Very much of its time (in tone, look and soundtrack), this directorial debut by Lamberto Bava is measured (or very slow, depending on how much you like the film), full of atmosphere and often quite beautifully composed. Although set in New Orleans, the film actually shot in Italy (with only a week of location shooting) and so the bulk of it is set indoors but that doesn't harm the film at all, the claustrophobia almost heightening the way the viewer looks at Jane. The performances are generally good, though the dubbing often seems out of place - especially since it appears most of the southern accents seem to be based on Joan Crawford (creepy Lucy, at one point, calls Jane 'mommy dearest').

But Macabre (aka: Macabro) is a giallo and so we need to know who the mysterious lover is.

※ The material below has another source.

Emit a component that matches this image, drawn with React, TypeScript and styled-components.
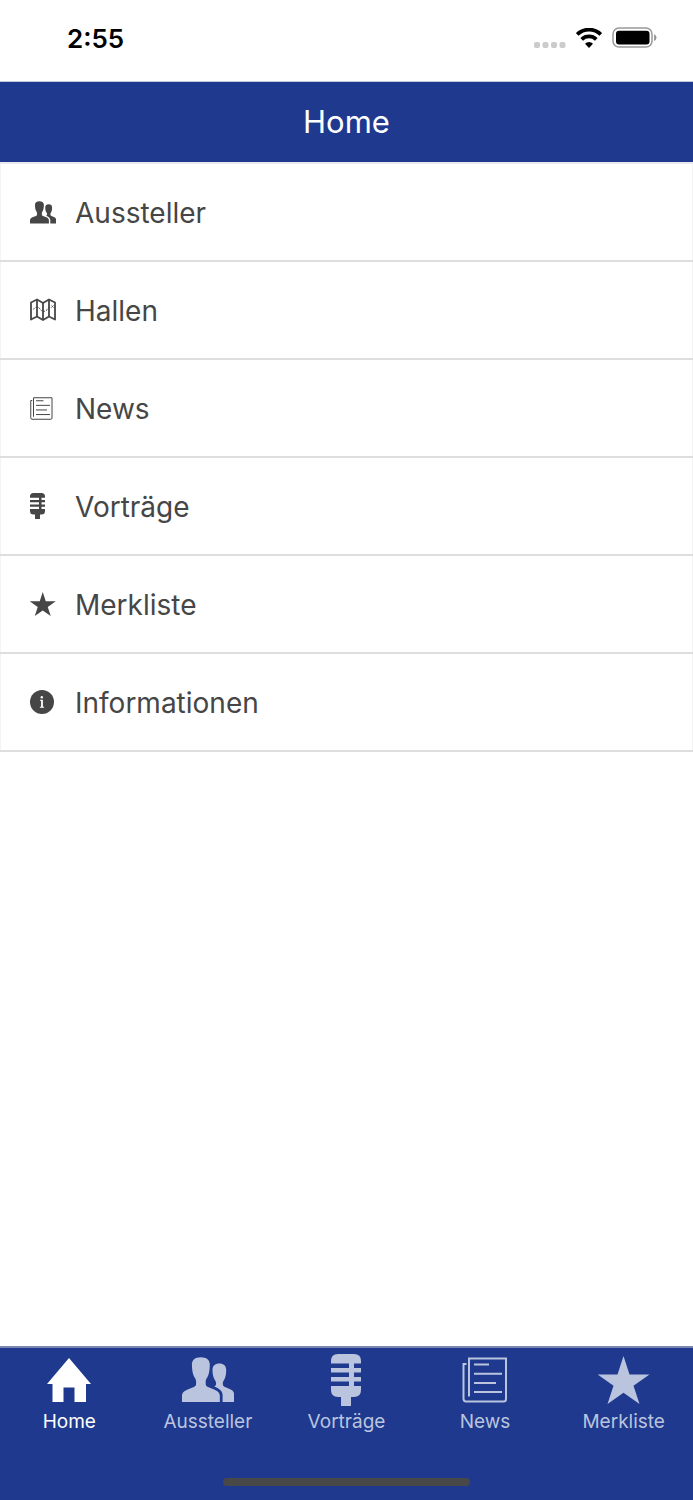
import React from "react";
import styled, { createGlobalStyle } from "styled-components";

const navy = "#1e398d";
const ink = "#464646";
const tabIdle = "#bac4df";

const GlobalStyle = createGlobalStyle`
  *, *::before, *::after { box-sizing: border-box; }
  body {
    margin: 0;
    background: #fff;
    font-family: Inter, "Liberation Sans", sans-serif;
  }
`;

const Screen = styled.div`
  display: flex;
  flex-direction: column;
  min-height: 100vh;
`;

const StatusBar = styled.div`
  display: flex;
  justify-content: space-between;
  align-items: flex-start;
  height: 82px;
  padding: 22px 36px 0 67px;
  border-bottom: 1px solid #c3c8da;
  color: #000;
`;

const Clock = styled.time`
  font-size: 26px;
  line-height: 34px;
  font-weight: 600;
`;

const StatusIcons = styled.div`
  display: flex;
  align-items: center;
  gap: 10px;
  height: 32px;
`;

const Header = styled.header`
  display: flex;
  align-items: center;
  justify-content: center;
  height: 80px;
  background: ${navy};
`;

const Title = styled.h1`
  margin: 0;
  color: #fff;
  font-size: 31px;
  line-height: 36px;
  font-weight: 400;
`;

const Main = styled.main`
  flex: 1;
`;

const Menu = styled.ul`
  margin: 0;
  padding: 0;
  list-style: none;
  border-top: 2px solid #e9e9ee;
`;

const MenuItem = styled.li`
  border-bottom: 2px solid #dedede;
`;

const MenuLink = styled.a`
  display: flex;
  align-items: center;
  height: 96px;
  padding: 2px 29px 0;
  border: solid #f3f3f4;
  border-width: 0 1px;
  color: ${ink};
  font-size: 28px;
  line-height: 36px;
  text-decoration: none;
`;

const MenuIcon = styled.span`
  display: flex;
  width: 45px;
  padding-bottom: 2px;
`;

const TabBar = styled.footer`
  background: ${navy};
  border-top: 2px solid #7b87ae;
  padding-bottom: 14px;
`;

const Tabs = styled.nav`
  display: grid;
  grid-template-columns: repeat(5, 1fr);
  padding-top: 6px;
`;

const Tab = styled.a<{ $active?: boolean }>`
  display: flex;
  flex-direction: column;
  align-items: center;
  gap: 4px;
  color: ${(p) => (p.$active ? "#fff" : tabIdle)};
  font-size: 19px;
  line-height: 24px;
  text-decoration: none;
`;

const TabIcon = styled.span`
  display: flex;
  align-items: center;
  justify-content: center;
  height: 52px;
`;

const HomeIndicator = styled.div`
  width: 247px;
  height: 8px;
  margin: 44px auto 0;
  border-radius: 4px;
  background: #484848;
`;

type IconProps = { small?: boolean };

const size = (w: number, h: number, small?: boolean) => ({
  width: small ? w / 2 : w,
  height: small ? h / 2 : h,
  viewBox: `0 0 ${w} ${h}`,
  "aria-hidden": true,
});

const HomeIcon = ({ small }: IconProps) => (
  <svg {...size(44, 44, small)} fill="currentColor">
    <path d="M22 0 44 26H39V44H27.500V29.500H16.500V44H5.500V26H0Z" />
  </svg>
);

const PeopleIcon = ({ small }: IconProps) => (
  <svg {...size(52, 46, small)} fill="currentColor">
    <path d="M18.800.3C24.500.3 28 3 27.800 8c-.1 5-.8 9.500-2.300 12-1.200 2-1.800 3-1.800 4.500V27c0 1.500.8 2.400 2.300 3l5.500 2.200c3.500 1.400 6.300 3.300 6.300 6.300V45H0v-6.500c0-3 2.800-4.900 6.300-6.300l5.500-2.200c1.500-.6 2.300-1.500 2.300-3v-2.500c0-1.500-.6-2.500-1.800-4.500C10.800 17.500 10 13 9.900 8 9.700 3 13.100.3 18.800.3Z" />
    <path d="M37.300 6.600c4.400 0 6.900 2.300 6.900 6.400 0 4-.6 7.500-2 9.700-1 1.600-1.400 2.400-1.400 3.800 0 1.800.6 3 2.200 3.600l3.500 1.400c3 1.200 5.500 2.600 5.500 5.200V45H40.600v-7c0-4-3.600-6.700-8.300-8.600 1.300-.5 1.800-1.500 1.800-2.900 0-1.400-.4-2.200-1.400-3.800-1.500-2.200-2.200-5.700-2.200-9.700 0-4.100 2.500-6.400 6.800-6.400Z" />
  </svg>
);

const MapIcon = () => (
  <svg width="26" height="24" viewBox="0 0 26 24" fill="none" stroke="currentColor" aria-hidden>
    <path d="M1 4.500 7 1.500 13 5 19 1.500 25 4.500V21.500L19 18.500 13 22 7 18.500 1 21.500Z" strokeWidth="1.800" strokeLinejoin="round" />
    <path d="M7 1.500v17M13 5v17M19 1.500v17" strokeWidth="1.800" />
    <path d="M3.500 11.500C5 8.500 8 8.300 10 11s4 3 6 1.500 3-3 5-3.500" strokeWidth="1" strokeDasharray="2 1" />
    <path d="m21.500 7.500 2 2m0-2-2 2" strokeWidth=".9" />
  </svg>
);

const NewsIcon = ({ small }: IconProps) => (
  <svg {...size(46, 46, small)} fill="none" stroke="currentColor" strokeWidth="2">
    <path d="M7 39.500V1.500H44V42q0 2.500-2.500 2.500H4Q1.500 44.500 1.500 41.500V7H4.500" />
    <path d="M12 7.500H27M12 16.700H40M12 25.900H34M12 35.100H40" />
  </svg>
);

const MicIcon = ({ small }: IconProps) => (
  <svg {...size(30, 52, small)} fill="currentColor">
    <path d="M7 0H23Q30 0 30 7V9.500H23V14H30V18.500H23V23H30V27.500H23V32H30V36Q30 43 23 43H20V52H10V43H7Q0 43 0 36V32H18V27.500H0V23H18V18.500H0V14H18V9.500H0V7Q0 0 7 0Z" />
  </svg>
);

const StarIcon = ({ small }: IconProps) => (
  <svg {...size(52, 48, small)} fill="currentColor">
    <path d="M25.500 0 31.500 18.500H51.500L35.500 29.800 41.500 48 25.500 36.800 9.500 48 15.500 29.800-.5 18.500H19.500Z" />
  </svg>
);

const InfoIcon = () => (
  <svg width="24" height="24" viewBox="0 0 24 24" aria-hidden>
    <circle cx="12" cy="12" r="12" fill="currentColor" />
    <g fill="#fff">
      <circle cx="11.800" cy="7.200" r="1.200" />
      <path d="M10 9.700h2.900v7h1.200v1H9.900v-1h1.200v-6H10Z" />
    </g>
  </svg>
);

const SignalDots = () => (
  <svg width="32" height="20" viewBox="0 0 32 20" fill="#cbcbcb" aria-hidden>
    {[0, 8.5, 17, 25.5].map((x) => (
      <rect key={x} x={x} y="14" width="6" height="6" rx="2" />
    ))}
  </svg>
);

const WifiIcon = () => (
  <svg width="26" height="20" viewBox="0 0 26 20" aria-hidden>
    <g fill="none" stroke="#000" strokeWidth="3.800">
      <path d="M1.200 6.400A17 17 0 0 1 24.800 6.400" />
      <path d="M5.700 11.400A10.500 10.500 0 0 1 20.300 11.400" />
    </g>
    <path d="M13 20 9 15.700A5.700 5.700 0 0 1 17 15.700Z" />
  </svg>
);

const BatteryIcon = () => (
  <svg width="45" height="22" viewBox="0 0 45 22" aria-hidden>
    <rect x="1" y="1" width="39" height="19" rx="6" fill="none" stroke="#999" strokeWidth="1.500" />
    <rect x="4" y="3.800" width="33.500" height="13.800" rx="3" />
    <path d="M42 7.200q2.500 1 2.500 3.400T42 14Z" fill="#999" />
  </svg>
);

const menu = [
  { label: "Aussteller", icon: <PeopleIcon small /> },
  { label: "Hallen", icon: <MapIcon /> },
  { label: "News", icon: <NewsIcon small /> },
  { label: "Vorträge", icon: <MicIcon small /> },
  { label: "Merkliste", icon: <StarIcon small /> },
  { label: "Informationen", icon: <InfoIcon /> },
];

const tabs = [
  { label: "Home", icon: <HomeIcon />, active: true },
  { label: "Aussteller", icon: <PeopleIcon /> },
  { label: "Vorträge", icon: <MicIcon /> },
  { label: "News", icon: <NewsIcon /> },
  { label: "Merkliste", icon: <StarIcon /> },
];

export default function App() {
  return (
    <Screen>
      <GlobalStyle />
      <StatusBar>
        <Clock>2:55</Clock>
        <StatusIcons>
          <SignalDots />
          <WifiIcon />
          <BatteryIcon />
        </StatusIcons>
      </StatusBar>
      <Header>
        <Title>Home</Title>
      </Header>
      <Main>
        <Menu>
          {menu.map((item) => (
            <MenuItem key={item.label}>
              <MenuLink href="#">
                <MenuIcon>{item.icon}</MenuIcon>
                {item.label}
              </MenuLink>
            </MenuItem>
          ))}
        </Menu>
      </Main>
      <TabBar>
        <Tabs>
          {tabs.map((tab) => (
            <Tab key={tab.label} href="#" $active={tab.active} aria-current={tab.active ? "page" : undefined}>
              <TabIcon>{tab.icon}</TabIcon>
              {tab.label}
            </Tab>
          ))}
        </Tabs>
        <HomeIndicator />
      </TabBar>
    </Screen>
  );
}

Unfortunately, one look at the cover art - and then the fact that the icebox in the fridge is securely locked - tells you exactly what you need to know. It's a credit to the film, though, that the make-up works so well - both in terms of Fred's latter appearance and also in the accident, where what you don't see is all the more effective. The Fred effect, however, does lead to a wonderfully barmy final shot, which completely changes the tone of the film and is explained away by a title card that really wasn't necessary (based on a true story!). I actually quite enjoyed the little shock, but I'd have preferred it not to be there.

I liked this film a lot, the performances and the overall feel. As a mystery-thriller, it's a non-starter, but as a horror film about one poor woman's descent into madness, more than anything, this works very well, if a little slowly.

The film comes with a trailer, a photo gallery and an 11-minute featurette Macabre And The Golden Age Of Italian Exploitation that is very good (and full credit to the Arrow Films folk, for putting it together). Featuring interviews with Bava himself (who also introduces the film), Ruggero Deadato and Joe Dante, it explores the way Italian cinema changed through the late 1970s and early 1980s, with everyone involved lamenting the fact that very few Italian films now make it out of their home country. I'd have liked to see contributions from some of the cast but you can't have everything.